Un homme sort d’un bureau de vote de Fatima Al-Zahra, un quartier de la classe moyenne. Agé de 50 ans, instituteur, Salah Al-Nefissa explique qu’il a voté « pour un homme, évidemment ». Il se dit favorable au vote des femmes, mais reconnaît qu’aucune de celles vivant sous son toit ne s’est inscrite sur les listes électorales et assure que le travail de conseiller municipal n’est pas fait pour elles. « Elles ne sont pas suffisamment disponibles », tranche-t-il. Interrogé sur ce qu’il penserait d’une abolition de la tutelle, il lève les yeux au ciel. « Impossible, dit-il. C’est dans le Coran.
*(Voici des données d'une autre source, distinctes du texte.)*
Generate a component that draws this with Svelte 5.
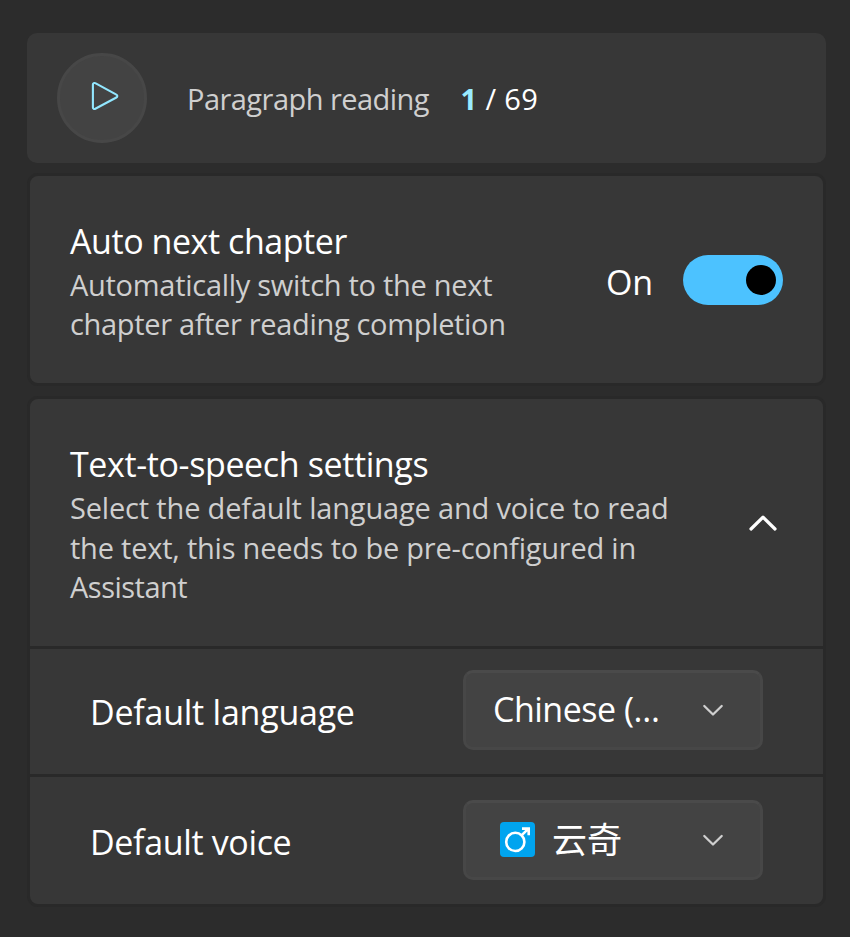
<script>
  let playing = $state(false);
  let autoNext = $state(true);
  let expanded = $state(true);

  // Each line carries its own tracking, in pixels.
  const autoLines = [
    { text: 'Automatically switch to the next', tracking: -0.28 },
    { text: 'chapter after reading completion', tracking: -0.33 }
  ];
  const speechLines = [
    { text: 'Select the default language and voice to read', tracking: -0.17 },
    { text: 'the text, this needs to be pre-configured in', tracking: -0.22 },
    { text: 'Assistant', tracking: -0.5 }
  ];
</script>

{#snippet chevronDown()}
  <svg class="chevron-down" width="22" height="14" viewBox="0 0 22 14" aria-hidden="true">
    <path d="M2.3 3 L11 11.5 L19.7 3" />
  </svg>
{/snippet}

{#snippet description(lines)}
  <p class="desc">
    {#each lines as line}
      <span style="letter-spacing: {line.tracking}px">{line.text}</span>
    {/each}
  </p>
{/snippet}

<main>
  <section class="player">
    <button class="play" aria-label="Play" onclick={() => (playing = !playing)}>
      <svg width="36" height="36" viewBox="0 0 36 36" aria-hidden="true">
        <path d="M8.9 4.6 V27.4 A1.6 1.6 0 0 0 11.3 28.8 L32.4 17.5 A1.6 1.6 0 0 0 32.4 14.6 L11.3 3.2 A1.6 1.6 0 0 0 8.9 4.6 Z" />
      </svg>
    </button>
    <span class="caption">Paragraph reading</span>
    <span class="current">1</span>
    <span class="total">/ 69</span>
  </section>

  <section class="card auto">
    <div class="copy">
      <h2 class="auto-title">Auto next chapter</h2>
      {@render description(autoLines)}
    </div>
    <span class="state">{autoNext ? 'On' : 'Off'}</span>
    <button class="toggle" class:off={!autoNext} role="switch" aria-checked={autoNext} aria-label="Auto next chapter" onclick={() => (autoNext = !autoNext)}>
      <span class="knob"></span>
    </button>
  </section>

  <section class="card speech">
    <header>
      <div class="copy">
        <h2>Text-to-speech settings</h2>
        {@render description(speechLines)}
      </div>
      <button class="expand" aria-label="Toggle settings" onclick={() => (expanded = !expanded)}>
        <svg width="32" height="20" viewBox="0 0 32 20" aria-hidden="true">
          <path d="M4 16 L16 4.2 L28 16" />
        </svg>
      </button>
    </header>
    {#if expanded}
      <div class="row language">
        <span class="label">Default language</span>
        <button class="select">
          <span class="value">Chinese (…</span>
          {@render chevronDown()}
        </button>
      </div>
      <div class="row voice">
        <span class="label">Default voice</span>
        <button class="select">
          <svg class="male" width="35" height="35" viewBox="0 0 35 35" aria-hidden="true">
            <rect width="35" height="35" rx="4" fill="#00a4ef" />
            <circle cx="15.3" cy="19.9" r="9.1" />
            <path d="M21.8 13.2 L28.2 6.8 M22 6.6 H28.7 V13.2" />
          </svg>
          <span class="value name">云奇</span>
          {@render chevronDown()}
        </button>
      </div>
    {/if}
  </section>
</main>

<style>
  :global(body) {
    margin: 0;
    background: #2c2c2c;
  }
  main {
    box-sizing: border-box;
    width: 850px;
    height: 937px;
    padding: 33px 24px 0 27px;
    background: #2c2c2c;
    color: #fff;
    font-family: 'Open Sans', 'Noto Sans', 'Noto Sans CJK SC', sans-serif;
    font-size: 34px;
    white-space: nowrap;
    overflow: hidden;
  }
  section {
    box-sizing: border-box;
    width: 799px;
  }
  button {
    box-sizing: border-box;
    padding: 0;
    border: 0;
    background: none;
    color: inherit;
    font: inherit;
    flex: none;
  }
  svg {
    display: block;
    fill: none;
    stroke-linecap: round;
    stroke-linejoin: round;
    flex: none;
  }
  .player {
    display: flex;
    align-items: center;
    height: 130px;
    margin-bottom: 10px;
    padding-left: 30px;
    border-radius: 10px;
    background: #373737;
    font-size: 29px;
    line-height: 40px;
  }
  .play {
    display: grid;
    place-items: center;
    width: 90px;
    height: 90px;
    border: 3px solid #474747;
    border-radius: 50%;
    background: #434343;
  }
  .play svg {
    stroke: #92e7ff;
    stroke-width: 2.1;
  }
  .caption {
    width: 273.5px;
    margin-left: 40px;
    color: #cfcfcf;
    letter-spacing: -0.54px;
  }
  .current {
    width: 25px;
    color: #99ebff;
    font-weight: 700;
  }
  .total {
    letter-spacing: 0.3px;
  }
  .caption,
  .current,
  .total {
    padding-top: 2px;
  }
  .card {
    border: 3px solid #292929;
    border-radius: 11px;
    background: #373737;
  }
  .auto {
    display: flex;
    height: 213px;
    margin-bottom: 10px;
    padding-left: 40px;
  }
  .copy {
    flex: 1;
    padding-top: 42px;
  }
  h2 {
    margin: 0;
    font-size: 34px;
    font-weight: 400;
    line-height: 47px;
    letter-spacing: -0.38px;
  }
  .auto-title {
    letter-spacing: -0.44px;
  }
  .desc {
    display: flex;
    flex-direction: column;
    margin: 0;
    color: #cfcfcf;
    font-size: 29px;
    line-height: 39.6px;
  }
  .auto .desc {
    line-height: 39px;
  }
  .state {
    width: 77px;
    margin-top: 82px;
    line-height: 48px;
    letter-spacing: -0.3px;
  }
  .toggle {
    display: flex;
    align-items: center;
    justify-content: flex-end;
    width: 100px;
    height: 50px;
    margin: 79px 40px 0 0;
    padding: 0 7px;
    border-radius: 25px;
    background: #4cc2ff;
  }
  .toggle.off {
    justify-content: flex-start;
    background: #5a5a5a;
  }
  .knob {
    width: 30px;
    height: 30px;
    border-radius: 50%;
    background: #000;
  }
  header {
    display: flex;
    align-items: center;
    height: 247px;
    padding: 0 44px 0 40px;
  }
  header .copy {
    align-self: flex-start;
  }
  .expand svg {
    stroke: #fff;
    stroke-width: 3.2;
  }
  .row {
    box-sizing: border-box;
    display: flex;
    justify-content: space-between;
    border-top: 3px solid #292929;
    padding: 0 60px;
  }
  .language {
    height: 128px;
    padding-top: 21px;
  }
  .voice {
    height: 130px;
    padding-top: 23px;
  }
  .label {
    margin-top: 2px;
    line-height: 80px;
    letter-spacing: -0.24px;
  }
  .voice .label {
    letter-spacing: -0.35px;
  }
  .select {
    display: flex;
    align-items: center;
    width: 300px;
    height: 80px;
    padding: 0 36px 0 27px;
    border: 3px solid #474747;
    border-top-color: #4a4a4a;
    border-radius: 10px;
    background: #434343;
    text-align: left;
  }
  .value {
    flex: 1;
    padding-bottom: 2px;
    line-height: 48px;
    letter-spacing: -0.5px;
  }
  .name {
    padding-bottom: 5px;
    font-family: 'Noto Sans CJK SC', sans-serif;
    font-size: 35px;
    letter-spacing: 0;
  }
  .male {
    margin: 0 17px 1px 7px;
    stroke: #fff;
    stroke-width: 2.6;
    stroke-linecap: butt;
    stroke-linejoin: miter;
  }
  .male rect {
    stroke: none;
  }
  .chevron-down {
    stroke: #cfcfcf;
    stroke-width: 2.3;
  }
</style>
Les hommes doivent être les gardiens des femmes. »

Une première femme élue

Dimanche, la Commission électorale locale a annoncé l’élection d’une Saoudienne dans la région de La Mecque, lors de ces premières élections ouvertes aux femmes, électrices et candidates. Salma Bent Hizab Al-Oteibi siégera au conseil municipal de Madrakah, localité de la région de La Mecque, premier lieu saint de l’islam, a précisé le président de la commission électorale locale, Oussama Al-Bar, en annonçant les premiers résultats du scrutin municipal à l’agence officielle SPA.